Communication is also vital, and by developing your communication skills, you will eliminate many critical problems from the beginning. Learn to talk to customers, vendors, and employees face-to-face and on the phone. Nothing beats a clear and concise conversation with someone. After the conversation, it’s important to record the key points discussed in an email (or at least a text). Follow-up should be noted in your tasks calendar. Finally, it is important that you do not over-promise something you are not sure you can deliver on. This can kill your reputation right out of the gate.

Go through the exercise of creating a viable business plan. There are literally hundreds of apps, websites, books, and videos on the subject. Prepare to spend at least a week creating the document.

Under Promise, Over Perform!

What platform/tools do you use for your business?

  • Tudodesk: It’s an estimating, invoicing, job management, shipping, communication, and support platform that powers workshops worldwide.

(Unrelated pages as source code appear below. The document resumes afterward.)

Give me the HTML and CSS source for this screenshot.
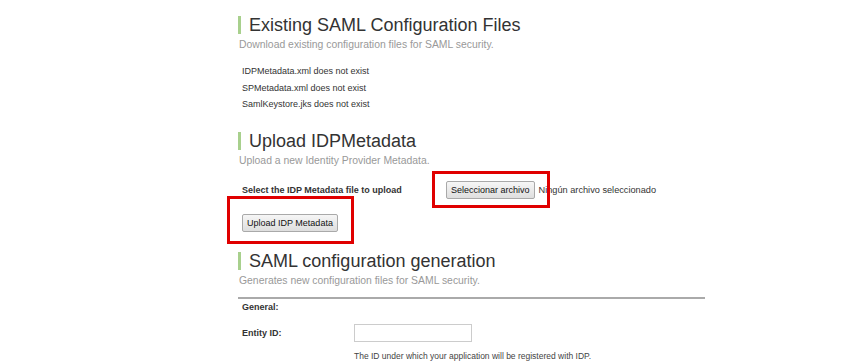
FILE: index.html
```html
<!DOCTYPE html>
<html lang="es">
<head>
    <meta charset="UTF-8">
    <title>SAML Configuration</title>
    <link rel="stylesheet" href="styles.css">
</head>
<body>
    <div class="content">
        <div class="section">
            <h2 class="title">Existing SAML Configuration Files</h2>
            <p class="subtitle">Download existing configuration files for SAML security.</p>
            <ul class="files">
                <li>IDPMetadata.xml does not exist</li>
                <li>SPMetadata.xml does not exist</li>
                <li>SamlKeystore.jks does not exist</li>
            </ul>
        </div>

        <div class="section">
            <h2 class="title">Upload IDPMetadata</h2>
            <p class="subtitle">Upload a new Identity Provider Metadata.</p>
            <div class="upload-row">
                <label class="upload-label">Select the IDP Metadata file to upload</label>
                <span class="file-input">
                    <span class="highlight hl-file"></span>
                    <button class="btn" type="button">Seleccionar archivo</button>
                    <span class="file-name">Ningún archivo seleccionado</span>
                </span>
            </div>
            <div class="submit-row">
                <span class="highlight hl-submit"></span>
                <button class="btn" type="button">Upload IDP Metadata</button>
            </div>
        </div>

        <div class="section">
            <h2 class="title">SAML configuration generation</h2>
            <p class="subtitle">Generates new configuration files for SAML security.</p>
            <div class="form">
                <div class="group-title">General:</div>
                <div class="field">
                    <label class="field-label">Entity ID:</label>
                    <input class="text-input" type="text">
                </div>
                <div class="help">The ID under which your application will be registered with IDP.</div>
            </div>
        </div>
    </div>
</body>
</html>
```

FILE: styles.css
```css
body {
    margin: 0;
    background: #fff;
    font-family: "Liberation Sans", Arial, sans-serif;
    color: #222;
}
.content {
    width: 467px;
    margin-left: 238px;
    padding-top: 16px;
}
.title {
    margin: 0;
    border-left: 3px solid #a8d08d;
    padding-left: 8px;
    font-size: 18px;
    font-weight: normal;
    line-height: 18px;
    color: #333;
}
.subtitle {
    margin: 5px 0 0 1px;
    font-size: 10.4px;
    line-height: 12px;
    color: #999;
}
.files {
    list-style: none;
    margin: 12px 0 0 4px;
    padding: 0;
    font-size: 9px;
    line-height: 16.5px;
    color: #333;
}
.section + .section { margin-top: 19px; }
.section:last-child { margin-top: 22px; }
.upload-row {
    display: flex;
    align-items: center;
    margin-top: 14px;
    padding-left: 4px;
    font-size: 9px;
}
.upload-label {
    width: 204px;
    font-weight: bold;
    color: #333;
}
.file-input {
    position: relative;
    display: flex;
    align-items: center;
    white-space: nowrap;
}
.file-name {
    margin-left: 4px;
    color: #333;
    font-size: 9.2px;
}
.highlight {
    position: absolute;
    border: 3px solid #e00000;
    box-sizing: border-box;
}
.hl-file {
    left: -14px;
    top: -10px;
    width: 118px;
    height: 37px;
}
.btn {
    font-family: "Liberation Sans", Arial, sans-serif;
    font-size: 9px;
    color: #111;
    background: linear-gradient(#f6f6f6, #dedede);
    border: 1px solid #a9a9a9;
    border-radius: 2px;
    padding: 0 4px;
    height: 18px;
}
.submit-row {
    position: relative;
    margin: 13px 0 0 4px;
    width: 100px;
    height: 18px;
}
.hl-submit {
    left: -15px;
    top: -16px;
    width: 127px;
    height: 48px;
}
.form {
    margin-top: 10px;
    border-top: 2px solid #aaa;
    font-size: 9px;
    color: #333;
}
.group-title {
    font-weight: bold;
    line-height: 12px;
    padding: 2px 0 0 4px;
}
.field {
    display: flex;
    align-items: center;
    margin-top: 11px;
    padding-left: 4px;
}
.field-label {
    width: 112px;
    font-weight: bold;
}
.text-input {
    width: 118px;
    height: 18px;
    box-sizing: border-box;
    border: 1px solid #ccc;
    padding: 0;
}
.help {
    margin: 9px 0 0 116px;
    font-size: 8.5px;
    line-height: 10px;
    color: #444;
}
```
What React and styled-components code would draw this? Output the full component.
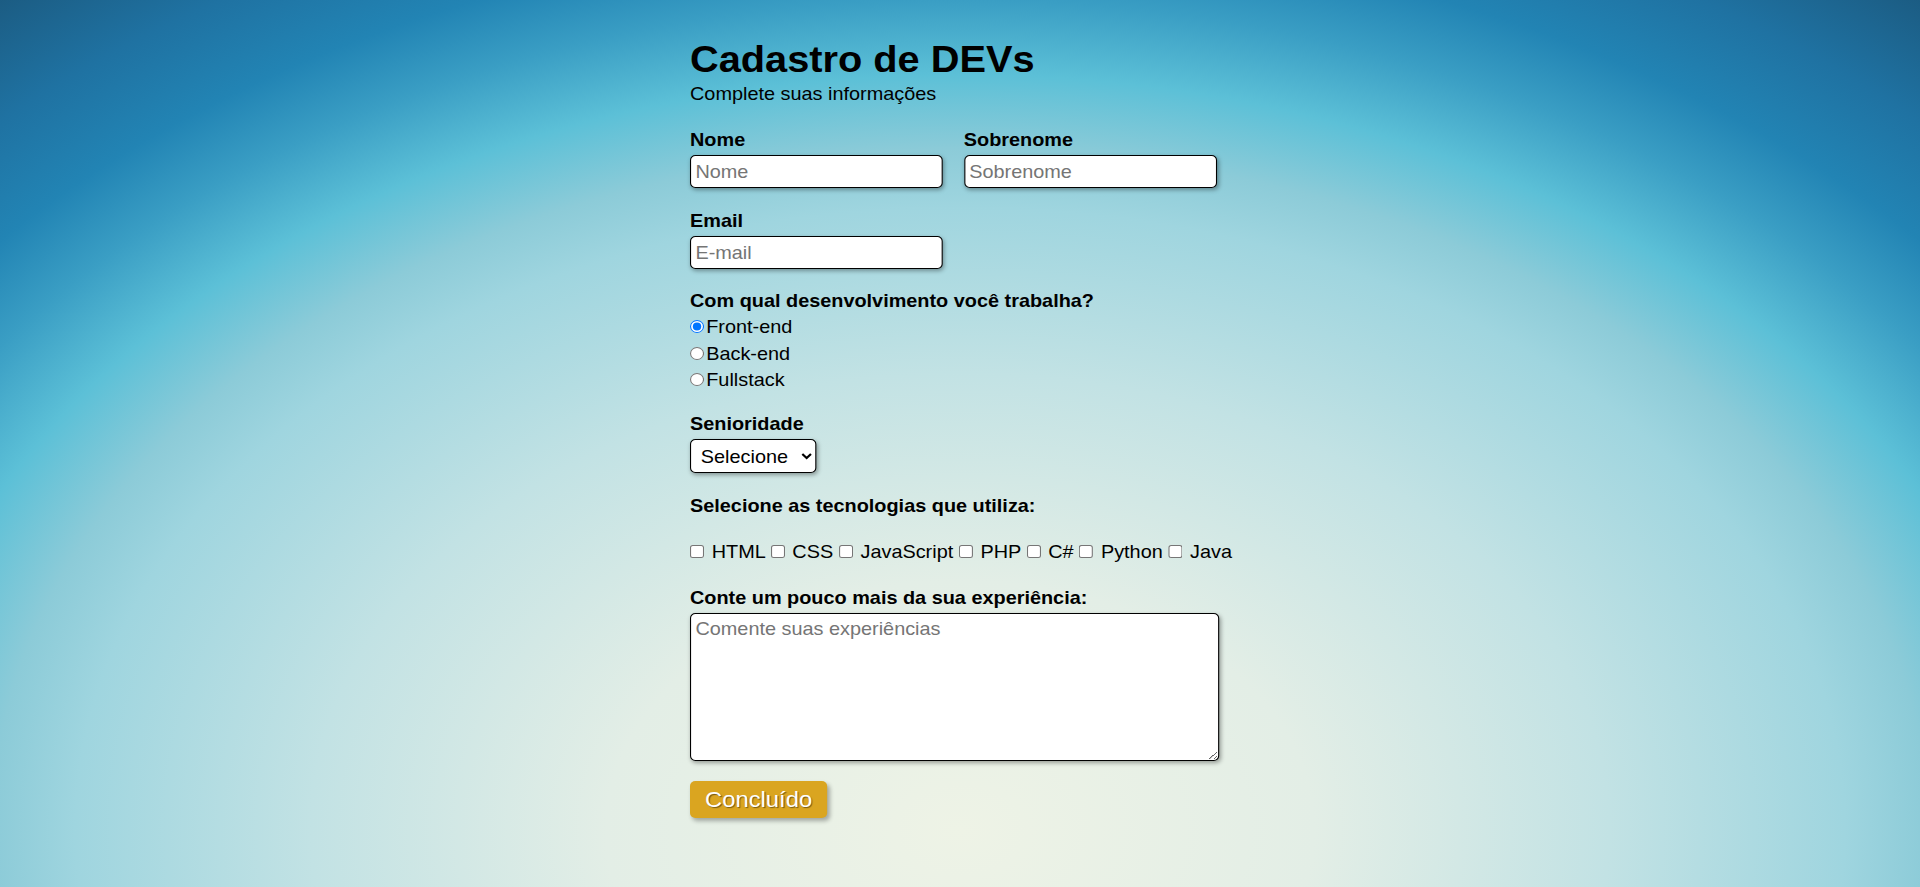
import React from 'react';
import styled, { createGlobalStyle } from 'styled-components';

const GlobalStyle = createGlobalStyle`
    * {
        box-sizing: border-box;
    }
    html, body {
        margin: 0;
        min-height: 100%;
    }
    body {
        min-height: 100vh;
        overflow-x: hidden;
        font-family: "Liberation Sans", Arial, sans-serif;
        font-size: 18.4px;
        color: #000;
        background: radial-gradient(
            ellipse 1180px 830px at 960px 830px,
            #eef3e6 0%,
            #e3eee6 30%,
            #c2e2e4 55%,
            #9fd5df 75%,
            #8ccbd8 82%,
            #5cc0d7 91%,
            #3a9ec4 100%,
            #2284b4 108%,
            #1f72a2 118%,
            #1b5a80 130%
        );
    }
`
// the whole sheet is drawn a little wider than tall, like the capture
const Page = styled.main`
    width: 540px;
    margin: 0 auto;
    padding: 39px 0 40px;
    transform: scaleX(1.08);
    transform-origin: left top;
`
const Title = styled.h1`
    margin: 0;
    font-size: 36.8px;
    font-weight: bold;
    line-height: normal;
`
const Subtitle = styled.p`
    margin: 2px 0 0;
    line-height: 21px;
`
const Form = styled.form`
    display: flex;
    flex-direction: column;
    align-items: flex-start;
`
const Row = styled.div`
    display: flex;
    gap: 19.5px;
    margin-top: ${p => p.$top || 0}px;
`
const Section = styled.div`
    display: flex;
    flex-direction: column;
    align-items: flex-start;
    gap: ${p => p.$gap || 5}px;
    margin-top: ${p => p.$top || 0}px;
`
const Label = styled.label`
    font-weight: bold;
    line-height: 21px;
`
const TextInput = styled.input`
    width: 234px;
    height: 33px;
    margin: 0;
    padding: 0 4px;
    font-family: inherit;
    font-size: 18.4px;
    background: #fff;
    border: 1px solid #000;
    border-radius: 5px;
    box-shadow: 1px 2px 4px rgba(0, 0, 0, 0.35);
    &::placeholder {
        color: #757575;
    }
`
const RadioList = styled.div`
    display: flex;
    flex-direction: column;
    gap: 5.5px;
`
const RadioRow = styled.label`
    display: flex;
    align-items: center;
    line-height: 21px;
    input {
        width: 13px;
        height: 13px;
        margin: 0 2px 0 0;
    }
`
const Select = styled.select`
    height: 34px;
    margin: 0;
    padding: 0 9px 0 5px;
    font-family: inherit;
    font-size: 18.4px;
    color: #000;
    background: #fff;
    border: 1px solid #000;
    border-radius: 5px;
    box-shadow: 1px 2px 4px rgba(0, 0, 0, 0.35);
`
const TechList = styled.div`
    line-height: 21px;
    white-space: nowrap;
    input {
        width: 13px;
        height: 13px;
        margin: 0 2px 2px 0;
        vertical-align: baseline;
    }
`
const TextArea = styled.textarea`
    width: 490px;
    height: 148px;
    margin: 0;
    padding: 4px;
    font-family: inherit;
    font-size: 18.4px;
    background: #fff;
    border: 1px solid #000;
    border-radius: 5px;
    box-shadow: 1px 2px 4px rgba(0, 0, 0, 0.35);
    &::placeholder {
        color: #757575;
    }
`
const SubmitButton = styled.button`
    height: 37px;
    margin-top: 20px;
    padding: 0 14px;
    font-family: inherit;
    font-size: 22px;
    color: #fff;
    background: #daa520;
    border: none;
    border-radius: 5px;
    box-shadow: 2px 3px 4px rgba(0, 0, 0, 0.3);
    text-shadow: 1px 1px 1px rgba(0, 0, 0, 0.45);
    cursor: pointer;
`

const techs = ['HTML', 'CSS', 'JavaScript', 'PHP', 'C#', 'Python', 'Java']

export default function App() {
  return (
    <>
      <GlobalStyle />
      <Page>
        <Title>Cadastro de DEVs</Title>
        <Subtitle>Complete suas informações</Subtitle>
        <Form onSubmit={e => e.preventDefault()}>
          <Row $top={25}>
            <Section>
              <Label htmlFor="nome">Nome</Label>
              <TextInput id="nome" type="text" placeholder="Nome" />
            </Section>
            <Section>
              <Label htmlFor="sobrenome">Sobrenome</Label>
              <TextInput id="sobrenome" type="text" placeholder="Sobrenome" />
            </Section>
          </Row>
          <Section $top={22}>
            <Label htmlFor="email">Email</Label>
            <TextInput id="email" type="email" placeholder="E-mail" />
          </Section>
          <Section $top={21}>
            <Label>Com qual desenvolvimento você trabalha?</Label>
            <RadioList>
              <RadioRow><input type="radio" name="area" defaultChecked />Front-end</RadioRow>
              <RadioRow><input type="radio" name="area" />Back-end</RadioRow>
              <RadioRow><input type="radio" name="area" />Fullstack</RadioRow>
            </RadioList>
          </Section>
          <Section $top={23}>
            <Label htmlFor="senioridade">Senioridade</Label>
            <Select id="senioridade" defaultValue="">
              <option value="">Selecione</option>
              <option value="junior">Júnior</option>
              <option value="pleno">Pleno</option>
              <option value="senior">Sênior</option>
            </Select>
          </Section>
          <Section $top={22} $gap={25}>
            <Label>Selecione as tecnologias que utiliza:</Label>
            <TechList>
              {techs.map((t, i) => (
                <React.Fragment key={t}>
                  <input type="checkbox" id={'tech' + i} /> {t}{i < techs.length - 1 ? ' ' : ''}
                </React.Fragment>
              ))}
            </TechList>
          </Section>
          <Section $top={25}>
            <Label htmlFor="exp">Conte um pouco mais da sua experiência:</Label>
            <TextArea id="exp" placeholder="Comente suas experiências" />
          </Section>
          <SubmitButton type="submit">Concluído</SubmitButton>
        </Form>
      </Page>
    </>
  )
}
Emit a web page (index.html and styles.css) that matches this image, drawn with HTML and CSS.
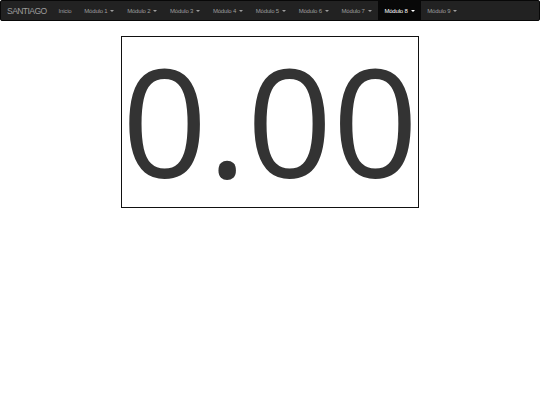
FILE: index.html
```html
<!DOCTYPE html>
<html lang="es">
<head>
<meta charset="utf-8">
<title>Santiago</title>
<link rel="stylesheet" href="styles.css">
</head>
<body>
<nav class="navbar">
  <a class="brand" href="#">SANTIAGO</a>
  <ul class="nav">
    <li><a href="#">Inicio</a></li>
    <li><a href="#">Módulo 1<span class="caret"></span></a></li>
    <li><a href="#">Módulo 2<span class="caret"></span></a></li>
    <li><a href="#">Módulo 3<span class="caret"></span></a></li>
    <li><a href="#">Módulo 4<span class="caret"></span></a></li>
    <li><a href="#">Módulo 5<span class="caret"></span></a></li>
    <li><a href="#">Módulo 6<span class="caret"></span></a></li>
    <li><a href="#">Módulo 7<span class="caret"></span></a></li>
    <li class="active"><a href="#">Módulo 8<span class="caret"></span></a></li>
    <li><a href="#">Módulo 9<span class="caret"></span></a></li>
  </ul>
</nav>
<main class="content">
  <div class="display">0.00</div>
</main>
</body>
</html>
```

FILE: styles.css
```css
html, body {
  margin: 0;
  padding: 0;
  background: #fff;
}
body {
  font-family: "Liberation Sans", Arial, sans-serif;
  color: #333;
}
.navbar {
  display: flex;
  align-items: stretch;
  height: 21px;
  box-sizing: border-box;
  background: #222;
  border: 1px solid #080808;
  border-radius: 2px;
}
.brand {
  display: flex;
  align-items: center;
  padding: 0 5.5px 0 6px;
  font-size: 8.6px;
  letter-spacing: -0.6px;
  color: #9d9d9d;
  text-decoration: none;
}
.nav {
  display: flex;
  margin: 0;
  padding: 0;
  list-style: none;
}
.nav li {
  display: flex;
}
.nav a {
  display: flex;
  align-items: center;
  padding: 0 6.4px;
  font-size: 6px;
  letter-spacing: -0.2px;
  color: #9d9d9d;
  text-decoration: none;
}
.nav li:first-child a {
  padding: 0 6.5px;
}
.nav .active a {
  background: #080808;
  color: #fff;
}
.caret {
  display: inline-block;
  width: 0;
  height: 0;
  margin-left: 3px;
  border-top: 2px solid currentColor;
  border-left: 2px solid transparent;
  border-right: 2px solid transparent;
}
.content {
  display: flex;
  justify-content: center;
  padding-top: 15px;
}
.display {
  border: 1px solid #111;
  padding: 3px 0 7px;
  font-family: "Open Sans", sans-serif;
  font-size: 150px;
  line-height: 160px;
  color: #333;
}
```
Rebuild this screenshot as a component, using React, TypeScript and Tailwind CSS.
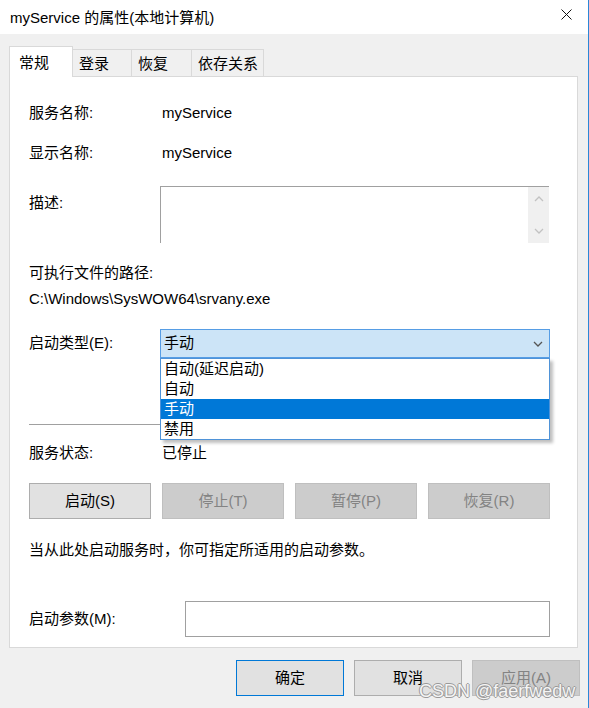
import React from "react";

const font = "font-['Liberation_Sans','Noto_Sans_CJK_SC',sans-serif]";

const tabs = [
  { label: "常规", w: "w-[64px]", active: true },
  { label: "登录", w: "w-[59px]", active: false },
  { label: "恢复", w: "w-[60px]", active: false },
  { label: "依存关系", w: "w-[72px]", active: false },
];

const options = ["自动(延迟启动)", "自动", "手动", "禁用"];

const actions = [
  { label: "启动(S)", enabled: true },
  { label: "停止(T)", enabled: false },
  { label: "暂停(P)", enabled: false },
  { label: "恢复(R)", enabled: false },
];

function Chevron({ up, className }: { up?: boolean; className?: string }) {
  return (
    <svg width="10" height="6" viewBox="0 0 10 6" className={className}>
      <polyline
        points={up ? "1,5 5,1 9,5" : "1,1 5,5 9,1"}
        fill="none"
        stroke="currentColor"
        strokeWidth="1.3"
      />
    </svg>
  );
}

function Field({ label, value }: { label: string; value: string }) {
  return (
    <div className="flex h-[20px] items-center leading-[20px]">
      <span className="w-[131px]">{label}</span>
      <span className="pl-[2px]">{value}</span>
    </div>
  );
}

function StartupCombo() {
  return (
    <div className="relative h-[29px] w-[390px]">
      <div className="flex h-full items-center justify-between border border-[#569de5] bg-[#cce4f7] pl-[3px] pr-[6px]">
        <span>手动</span>
        <Chevron className="text-[#555]" />
      </div>
      <ul className="absolute left-0 top-full z-10 w-full border border-[#4f93d8] bg-white shadow-[3px_3px_3px_rgba(0,0,0,0.25)]">
        {options.map((o) => (
          <li
            key={o}
            className={
              o === "手动"
                ? "h-[20px] bg-[#0078d7] pl-[3px] leading-[20px] text-white"
                : "h-[20px] pl-[3px] leading-[20px]"
            }
          >
            {o}
          </li>
        ))}
      </ul>
    </div>
  );
}

export default function App() {
  return (
    <div
      className={`${font} relative flex h-[708px] w-[589px] flex-col border-r border-[#2b88d8] bg-[#f0f0f0] text-[15px] text-black`}
    >
      {/* title bar */}
      <div className="flex h-[34px] items-center justify-between bg-white pl-[10px] pr-[16px]">
        <span className="pt-[2px]">myService 的属性(本地计算机)</span>
        <svg width="11" height="11" viewBox="0 0 11 11" className="-mt-[6px]">
          <path d="M0.5 0.5 L10.5 10.5 M10.5 0.5 L0.5 10.5" stroke="#111" strokeWidth="1" />
        </svg>
      </div>

      {/* tabs */}
      <div className="relative z-10 mt-[12px] flex items-start pl-[9px]">
        {tabs.map((t) =>
          t.active ? (
            <div
              key={t.label}
              className={`${t.w} h-[31px] border-x border-t border-[#d9d9d9] bg-white pl-[9px] pt-[5px]`}
            >
              {t.label}
            </div>
          ) : (
            <div
              key={t.label}
              className={`${t.w} mt-[3px] h-[27px] border-r border-t border-[#d9d9d9] bg-[#f0f0f0] pl-[6px] pt-[3px]`}
            >
              {t.label}
            </div>
          )
        )}
      </div>

      {/* page */}
      <div className="-mt-px ml-[9px] flex h-[572px] w-[569px] flex-col border border-[#d9d9d9] bg-white pl-[19px] pr-[27px]">
        <div className="mt-[26px]">
          <Field label="服务名称:" value="myService" />
        </div>
        <div className="mt-[20px]">
          <Field label="显示名称:" value="myService" />
        </div>

        <div className="mt-[23px] flex items-start">
          <span className="mt-[7px] w-[131px] leading-[20px]">描述:</span>
          <div className="flex h-[57px] w-[389px] justify-end border-l border-t border-[#a0a0a0] bg-white">
            <div className="flex w-[21px] flex-col items-center justify-between bg-[#f0f0f0] py-[9px] text-[#c2c2c2]">
              <Chevron up />
              <Chevron />
            </div>
          </div>
        </div>

        <div className="mt-[20px] h-[20px] leading-[20px]">可执行文件的路径:</div>
        <div className="mt-[6px] h-[20px] leading-[20px]">C:\Windows\SysWOW64\srvany.exe</div>

        <div className="mt-[20px] flex items-center">
          <span className="w-[131px]">启动类型(E):</span>
          <StartupCombo />
        </div>

        <div className="mt-[66px] h-px w-[520px] bg-[#a0a0a0]" />

        <div className="mt-[18px]">
          <Field label="服务状态:" value="已停止" />
        </div>

        <div className="mt-[20px] flex justify-between">
          {actions.map((a) => (
            <div
              key={a.label}
              className={
                a.enabled
                  ? "flex h-[36px] w-[122px] items-center justify-center border border-[#adadad] bg-[#e1e1e1]"
                  : "flex h-[36px] w-[122px] items-center justify-center border border-[#bfbfbf] bg-[#cccccc] text-[#838383]"
              }
            >
              {a.label}
            </div>
          ))}
        </div>

        <div className="mt-[21px] h-[20px] leading-[20px]">
          当从此处启动服务时，你可指定所适用的启动参数。
        </div>

        <div className="mt-[41px] flex h-[36px] items-center justify-between">
          <span>启动参数(M):</span>
          <div className="h-full w-[365px] border border-[#a0a0a0] bg-white" />
        </div>
      </div>

      {/* dialog buttons */}
      <div className="mt-[12px] flex justify-end gap-[10px] pr-[8px]">
        <div className="flex h-[36px] w-[108px] items-center justify-center border border-[#0078d7] bg-[#e1e1e1]">
          确定
        </div>
        <div className="flex h-[36px] w-[108px] items-center justify-center border border-[#adadad] bg-[#e1e1e1]">
          取消
        </div>
        <div className="flex h-[36px] w-[108px] items-center justify-center border border-[#bfbfbf] bg-[#cccccc] text-[#838383]">
          应用(A)
        </div>
      </div>

      {/* watermark */}
      <span className="absolute left-[419px] top-[680px] font-['Liberation_Sans',sans-serif] text-[18px] leading-[22px] text-[#f4f4f4] [text-shadow:1px_0_0_#9a9a9a,-1px_0_0_#9a9a9a,0_1px_0_#9a9a9a,0_-1px_0_#9a9a9a]">
        CSDN @faerfwedw
      </span>
    </div>
  );
}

What have been the most influential books, podcasts, or other resources?

Advice for other entrepreneurs who want to get started or are just starting out?

Do your due diligence. Research, research, research. Investigate other businesses in your area that are already doing business. Visit the location by posing as a potential customer. Check out their online presence (website, Facebook, Instagram..etc). Check out their online reviews on Google, Angelist, etc)

Speak to people you respect that is in positions of authority to see what they think of your business proposal.

Are you looking to hire for certain positions right now?

I always have my antenna up when it comes to searching for good employees. If I meet a person with the right skill-set, I’m going to schedule an appointment. If I’m impressed, and they come to the interview totally prepared, I’m going to make them an offer on the spot.